Talvez o mais feliz nesse aspecto que eu tenha feito foi o da Constituição. Republiquei ele aqui neste jornal no dia das eleições, no segundo turno. É, dos meus cartuns, o mais publicado pelos livros didáticos. Mostra uma família pobre sentada num meio-fio. O pai lê a Constituição, "Todo brasileiro tem direito à moradia" e a mãe pede : "Lê agora aquele pedaço bonito que fala de comida, saúde..." Nada mais oportuno e , infelizmente, atual. Mas o cartum é isso. Ele vai lá na frente correndo riscos de dar com os burros n'água mas, se acerta, é uma maravilha.
Governos autoritários sempre tiveram medo de cartuns. Não entendiam muito bem mas temiam.
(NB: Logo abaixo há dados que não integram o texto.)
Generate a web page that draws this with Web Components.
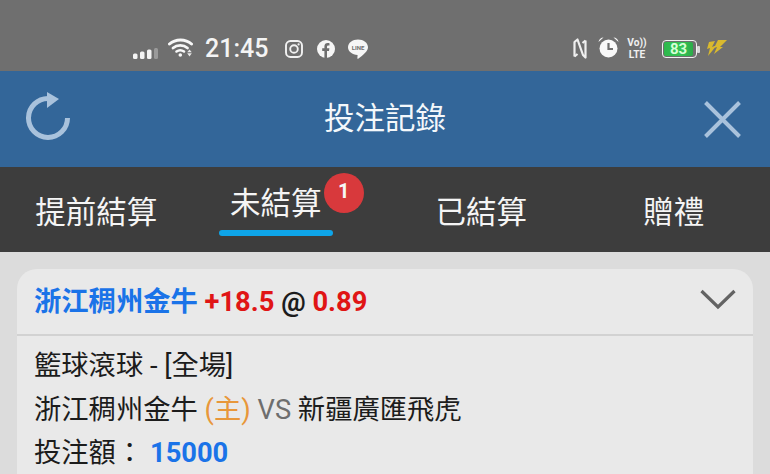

Quando a ditadura acabou pensamos que as ideias iriam desaparecer, que a democracia não favoreceria o cartum. Não foi verdade e continua não sendo. Material sempre vai existir e possibilidades de mudanças de rumo mesmo na democracia são claras. Basta ver agora. O cartum tem que prever também essas variantes na sua existência. O tempo é cruel e implacável.
O melhor cartum que vi na vida e considero uma obra prima é do grande cartunista argentino Quino com quem convivi em Milão. O cartum mostra uma senhor entrando numa casa muito antiga onde existe um espelho enorme. No espelho vemos a imagem refletida. O senhor já colocou o chapéu no cabide mas no espelho ele ainda está fazendo o movimento de tirar da cabeça. No espanto do senhor diante da lentidão da imagem no espelho o empregado que o recebe diz: " É que o espelho é muito antigo". Podia ser um conto de Jorge Luís Borges ou de Cortázar. Mas era um cartum do Quino. E que 2019 venha com a mesma lentidão do espelho do cartum para que leve mais tempo para cairmos na real.